Pertama, soal pasal kewenangan dari daerah yang dialihkan ke pusat.
"Kewenangan berpindah hambat akses masyarakat di daerah yang berhadapan langsung dengan kegiatan pertambangan tersebut," ungkapnya.
Lalu, terkait adanya jaminan di dalam Undang-Undang untuk operasi tambang. Jaminan tersebut menurutnya tidak pada prinsip hidup yang baik. Menurutnya, mestinya warga diberikan ruang aspirasi dan kerugian yang dialami sebagai evaluasi.

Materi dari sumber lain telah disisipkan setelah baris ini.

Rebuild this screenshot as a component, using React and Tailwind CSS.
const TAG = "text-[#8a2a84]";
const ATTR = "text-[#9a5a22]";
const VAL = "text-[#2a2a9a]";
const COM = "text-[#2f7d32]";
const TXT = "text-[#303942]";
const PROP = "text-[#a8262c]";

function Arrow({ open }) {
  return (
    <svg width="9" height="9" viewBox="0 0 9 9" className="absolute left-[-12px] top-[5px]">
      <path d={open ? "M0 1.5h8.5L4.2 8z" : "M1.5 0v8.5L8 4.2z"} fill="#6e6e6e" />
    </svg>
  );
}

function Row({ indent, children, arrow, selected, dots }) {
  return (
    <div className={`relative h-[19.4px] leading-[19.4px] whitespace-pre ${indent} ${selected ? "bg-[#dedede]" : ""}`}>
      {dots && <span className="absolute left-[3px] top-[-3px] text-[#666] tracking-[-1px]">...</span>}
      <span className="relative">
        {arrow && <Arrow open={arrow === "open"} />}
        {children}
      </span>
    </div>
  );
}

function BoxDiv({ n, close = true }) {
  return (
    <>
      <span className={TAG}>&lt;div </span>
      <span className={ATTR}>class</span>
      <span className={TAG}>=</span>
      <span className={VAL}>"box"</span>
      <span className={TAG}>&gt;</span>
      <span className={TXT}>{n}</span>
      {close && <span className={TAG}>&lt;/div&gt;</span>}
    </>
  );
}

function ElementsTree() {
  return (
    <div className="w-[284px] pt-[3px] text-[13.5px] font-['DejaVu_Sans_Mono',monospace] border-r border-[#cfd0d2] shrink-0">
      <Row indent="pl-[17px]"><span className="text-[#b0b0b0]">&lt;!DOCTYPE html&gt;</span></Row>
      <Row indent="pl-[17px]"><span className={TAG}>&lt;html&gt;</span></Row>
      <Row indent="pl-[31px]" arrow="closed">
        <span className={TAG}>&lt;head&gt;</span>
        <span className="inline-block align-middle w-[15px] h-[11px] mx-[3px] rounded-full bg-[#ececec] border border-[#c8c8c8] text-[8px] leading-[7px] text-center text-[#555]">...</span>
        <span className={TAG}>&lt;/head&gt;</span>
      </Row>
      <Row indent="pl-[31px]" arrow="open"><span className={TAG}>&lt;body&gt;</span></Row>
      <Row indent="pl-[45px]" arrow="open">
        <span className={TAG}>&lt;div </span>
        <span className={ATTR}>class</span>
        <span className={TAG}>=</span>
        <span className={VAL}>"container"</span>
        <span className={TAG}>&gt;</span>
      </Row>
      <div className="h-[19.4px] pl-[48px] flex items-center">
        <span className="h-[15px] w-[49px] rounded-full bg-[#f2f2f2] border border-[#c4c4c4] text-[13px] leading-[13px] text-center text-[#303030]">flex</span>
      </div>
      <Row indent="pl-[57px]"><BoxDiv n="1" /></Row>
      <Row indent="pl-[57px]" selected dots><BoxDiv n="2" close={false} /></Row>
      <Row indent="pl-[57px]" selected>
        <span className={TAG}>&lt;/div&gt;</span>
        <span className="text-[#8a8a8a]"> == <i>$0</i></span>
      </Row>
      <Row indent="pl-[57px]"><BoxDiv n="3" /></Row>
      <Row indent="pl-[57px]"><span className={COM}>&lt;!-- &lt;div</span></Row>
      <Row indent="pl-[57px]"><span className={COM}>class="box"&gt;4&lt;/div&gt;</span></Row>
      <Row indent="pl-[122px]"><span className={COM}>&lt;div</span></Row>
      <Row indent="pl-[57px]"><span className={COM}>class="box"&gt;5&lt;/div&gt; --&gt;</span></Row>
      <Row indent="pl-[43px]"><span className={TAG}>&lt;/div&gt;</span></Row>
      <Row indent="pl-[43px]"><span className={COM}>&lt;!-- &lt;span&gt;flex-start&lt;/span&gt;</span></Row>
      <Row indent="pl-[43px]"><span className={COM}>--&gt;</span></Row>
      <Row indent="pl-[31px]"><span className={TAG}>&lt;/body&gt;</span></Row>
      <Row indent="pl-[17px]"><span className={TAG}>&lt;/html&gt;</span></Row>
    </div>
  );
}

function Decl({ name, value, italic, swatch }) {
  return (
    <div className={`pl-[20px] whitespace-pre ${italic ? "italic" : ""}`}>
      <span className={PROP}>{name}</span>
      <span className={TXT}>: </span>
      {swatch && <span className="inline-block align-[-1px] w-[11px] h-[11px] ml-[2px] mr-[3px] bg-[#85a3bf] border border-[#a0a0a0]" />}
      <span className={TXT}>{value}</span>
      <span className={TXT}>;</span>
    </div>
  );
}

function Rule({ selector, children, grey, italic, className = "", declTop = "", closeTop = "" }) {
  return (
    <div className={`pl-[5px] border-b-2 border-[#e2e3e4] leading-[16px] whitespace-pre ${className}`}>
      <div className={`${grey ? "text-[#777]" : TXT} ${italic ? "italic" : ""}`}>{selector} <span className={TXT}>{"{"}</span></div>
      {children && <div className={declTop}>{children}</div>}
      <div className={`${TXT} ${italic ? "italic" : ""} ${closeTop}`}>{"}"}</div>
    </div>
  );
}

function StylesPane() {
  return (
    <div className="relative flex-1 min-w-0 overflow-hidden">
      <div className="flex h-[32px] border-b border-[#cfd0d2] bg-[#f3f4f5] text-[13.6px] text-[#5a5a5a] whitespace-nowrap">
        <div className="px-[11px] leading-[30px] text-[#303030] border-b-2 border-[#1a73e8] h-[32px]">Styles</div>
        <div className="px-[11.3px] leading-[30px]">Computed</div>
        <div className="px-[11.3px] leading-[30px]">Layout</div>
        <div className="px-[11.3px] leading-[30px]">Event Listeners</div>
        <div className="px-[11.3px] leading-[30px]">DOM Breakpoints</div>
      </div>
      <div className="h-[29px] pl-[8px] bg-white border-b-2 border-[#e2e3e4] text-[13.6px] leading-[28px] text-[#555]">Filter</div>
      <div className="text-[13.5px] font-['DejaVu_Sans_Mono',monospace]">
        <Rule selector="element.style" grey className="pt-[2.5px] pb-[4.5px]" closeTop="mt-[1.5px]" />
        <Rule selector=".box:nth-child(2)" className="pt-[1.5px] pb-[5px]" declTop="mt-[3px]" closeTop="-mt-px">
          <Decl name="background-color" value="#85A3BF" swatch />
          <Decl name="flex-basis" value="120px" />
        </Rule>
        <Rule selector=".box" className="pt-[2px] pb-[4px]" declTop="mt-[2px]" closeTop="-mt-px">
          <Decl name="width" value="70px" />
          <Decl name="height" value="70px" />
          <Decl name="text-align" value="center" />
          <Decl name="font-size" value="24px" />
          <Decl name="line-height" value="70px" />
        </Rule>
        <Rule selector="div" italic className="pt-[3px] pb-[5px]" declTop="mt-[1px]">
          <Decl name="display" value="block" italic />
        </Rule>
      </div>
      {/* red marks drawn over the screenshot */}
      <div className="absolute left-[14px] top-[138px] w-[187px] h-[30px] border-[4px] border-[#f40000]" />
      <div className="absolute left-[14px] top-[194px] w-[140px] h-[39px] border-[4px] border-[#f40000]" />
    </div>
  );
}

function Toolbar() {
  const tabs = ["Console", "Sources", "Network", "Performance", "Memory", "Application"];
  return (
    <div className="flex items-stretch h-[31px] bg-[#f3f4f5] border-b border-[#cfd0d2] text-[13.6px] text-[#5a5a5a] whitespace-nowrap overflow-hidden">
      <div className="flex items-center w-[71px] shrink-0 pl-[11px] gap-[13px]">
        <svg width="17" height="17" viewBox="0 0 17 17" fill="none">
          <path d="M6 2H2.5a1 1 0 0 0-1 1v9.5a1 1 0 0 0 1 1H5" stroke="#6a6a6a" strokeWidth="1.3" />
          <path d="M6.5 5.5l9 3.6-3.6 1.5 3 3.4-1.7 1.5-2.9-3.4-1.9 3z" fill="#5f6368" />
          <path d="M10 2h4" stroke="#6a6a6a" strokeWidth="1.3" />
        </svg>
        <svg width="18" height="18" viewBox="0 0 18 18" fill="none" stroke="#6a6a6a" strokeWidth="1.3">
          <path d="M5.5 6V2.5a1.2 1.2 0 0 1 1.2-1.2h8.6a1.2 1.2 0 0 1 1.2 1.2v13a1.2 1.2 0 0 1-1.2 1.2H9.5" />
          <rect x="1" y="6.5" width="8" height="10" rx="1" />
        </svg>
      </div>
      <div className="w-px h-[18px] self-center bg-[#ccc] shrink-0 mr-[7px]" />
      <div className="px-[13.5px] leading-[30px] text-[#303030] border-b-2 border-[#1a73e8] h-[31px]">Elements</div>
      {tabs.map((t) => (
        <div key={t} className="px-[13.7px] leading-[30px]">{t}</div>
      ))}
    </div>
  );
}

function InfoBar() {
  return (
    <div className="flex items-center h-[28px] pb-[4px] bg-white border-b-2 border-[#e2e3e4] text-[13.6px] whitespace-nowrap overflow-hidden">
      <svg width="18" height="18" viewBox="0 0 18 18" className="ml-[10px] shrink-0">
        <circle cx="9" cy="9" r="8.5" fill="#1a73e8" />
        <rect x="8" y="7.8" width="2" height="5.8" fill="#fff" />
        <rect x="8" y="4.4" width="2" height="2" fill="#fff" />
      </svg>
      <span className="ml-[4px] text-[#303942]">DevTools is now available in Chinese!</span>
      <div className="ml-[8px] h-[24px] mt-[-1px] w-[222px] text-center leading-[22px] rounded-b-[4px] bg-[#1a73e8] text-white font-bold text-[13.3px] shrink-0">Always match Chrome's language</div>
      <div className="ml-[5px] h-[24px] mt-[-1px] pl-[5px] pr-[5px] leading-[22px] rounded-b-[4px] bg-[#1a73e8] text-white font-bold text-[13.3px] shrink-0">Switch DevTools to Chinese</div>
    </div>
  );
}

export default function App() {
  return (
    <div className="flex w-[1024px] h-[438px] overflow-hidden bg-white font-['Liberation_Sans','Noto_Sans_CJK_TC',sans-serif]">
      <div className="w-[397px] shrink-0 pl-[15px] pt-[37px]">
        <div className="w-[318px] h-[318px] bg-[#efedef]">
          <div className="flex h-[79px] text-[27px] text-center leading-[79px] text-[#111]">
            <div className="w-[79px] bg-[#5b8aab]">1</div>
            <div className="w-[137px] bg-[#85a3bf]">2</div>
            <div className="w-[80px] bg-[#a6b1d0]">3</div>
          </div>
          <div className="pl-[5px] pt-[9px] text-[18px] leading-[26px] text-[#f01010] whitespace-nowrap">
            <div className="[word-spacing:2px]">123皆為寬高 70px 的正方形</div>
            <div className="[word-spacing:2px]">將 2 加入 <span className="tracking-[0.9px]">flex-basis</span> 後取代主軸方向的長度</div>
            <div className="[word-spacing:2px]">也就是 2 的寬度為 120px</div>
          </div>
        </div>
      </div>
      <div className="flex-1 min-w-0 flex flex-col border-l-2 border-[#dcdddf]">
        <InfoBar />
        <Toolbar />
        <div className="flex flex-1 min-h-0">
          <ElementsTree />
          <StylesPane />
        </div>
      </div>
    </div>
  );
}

"Jaminan otomatis Kontrak Karya (KK) dan Perjanjian Karya Pengusahaan Pertambangan Batu Bara (PKP2B) jadi Izin Usaha Pertambangan Khusus (IUPK), masalah karena nggak ada proses evaluasi dan negara malah berikan jaminan," tegasnya.
Kemudian, terkait pasal pidana yang digunakan untuk mengkriminalisasi warga yang menolak pertambangan. Dia mengatakan, ada beberapa warga yang dilaporkan dengan Pasal 162.
"Pasal pidana digunakan untuk kriminalisasi warga yang menolak pertambangan, ada warga lain yang jadi terlapor pakai pasal 162," ungkapnya.
Sementara itu, Jauhar Kurniawan dari LBH Surabaya mengatakan salah satu alasan warga yang dikriminalisasi adalah karena dianggap merintangi aktivitas pertambangan.
"Hanya kita berupaya melindungi lingkungan dan menyuarakan aspirasi, tapi dianggap sebagai upaya untuk menghalangi," paparnya.
Menurut Jauhar, dia juga mendapat kabar dari salah satu penolak tambang yang didatangi ratusan orang yang pro pada tambang, karena dianggap meresahkan masyarakat.
"Jadi seperti itu desa Pesanggrahan Banyuwangi. Pembuat UU ini niat untuk pidanakan," paparnya.
Nurul Aini, Warga Desa Sumberagung, Banyuwangi sebagai pemohon JR mengatakan bahwa dirinya mengajukan JR ke MK dengan alasan kerusakan lingkungan yang semakin parah. Lalu, masalah kriminalisasi, dia mengaku menjadi salah satu korban.
"Kalau masalah intimidasi sudah biasa. Seolah-olah saya menghalangi aktivitas pertambangan. Preman tambang (yang intimidasi) istilahnya saya mau dibakar rumah saya," paparnya bercerita.
Dia menegaskan bahwa dirinya menolak tambang yang ada di wilayah Tumpang Pitu karena akibat pertambangan ini, lingkungannya menjadi rusak.
"Gunungnya hancur, dulu Tumpang Pitu serapan air, sekarang kalau kemarau sudah gak ada air. Itu juga terganggu soal ketersediaan air," lanjutnya.
Pemohon lain Yaman, Nelayan Desa Matras, Bangka Belitung mengatakan jika dia pernah dipanggil pihak kepolisian. Menurutnya warga keberatan dengan adanya tambang di wilayah tangkap nelayan dan termasuk wilayah pariwisata.
"Kalau bisa UU ini dibatalkan, karena sangat memberatkan nelayan, Pasal 162," ujarnya.